Useful and detailed information on this subject by @giovannipizzi in another thread:

https://github.com/aiidateam/aiida-core/issues/4841#issuecomment-830866937 https://github.com/aiidateam/aiida-core/issues/4841#issuecomment-830867591

Pasted below

There's quite some discussion and debugging on GIN indexes on #4664 done by @CasperWA and me. The main lessons we learnt are:

making a GIN index on everything is not useful and actually bad (you create a huge index, that will fill your disk and in the end not really help speed up your queries)
it's possible to make a GIN index only a specific field.

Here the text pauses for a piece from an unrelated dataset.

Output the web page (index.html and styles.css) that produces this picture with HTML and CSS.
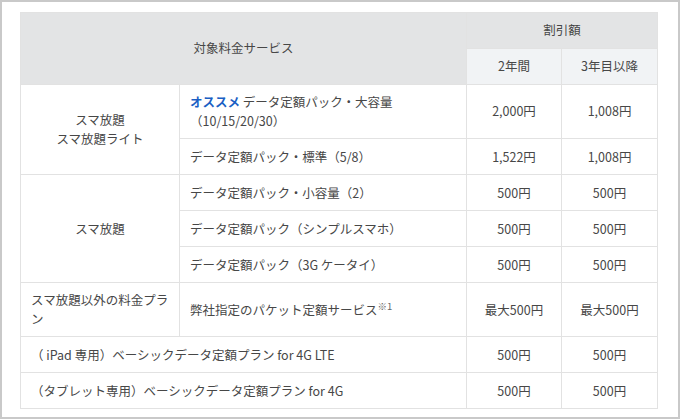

This is in general not something we can do in AiiDA core as we don't know which extras or attributes a user will need to search (but an experienced user could add them). On the other hand, for the process_state, this is something known to AiiDA - so a quick solution, even before trying to move this field to a proper column, would be to add an index just for this.

From #4664, the syntax to create a GIN index only on a specific field is this:

CREATE INDEX idx_gin_optimade_elements ON db_dbnode USING GIN ((extras -> 'optimade' -> 'elements') jsonb_path_ops);

and, what's even more interesting, you can create a partial index with a WHERE clause (e.g. to only add the index to processes, for instance, to reduce even more the size - note that the index will be used, however, only if the corresponding queries actually have the very same filter - so, for testing, maybe it's better to start with an index without WHERE clause).

The actual command to run should be:

CREATE INDEX idx_process_state ON db_dbnode USING GIN ((attributes -> 'process_state') jsonb_ops);

(one should check which operators are actually used, and if we can replace jsonb_ops with the faster but more limited json_path_ops, see bottom of this docs page.)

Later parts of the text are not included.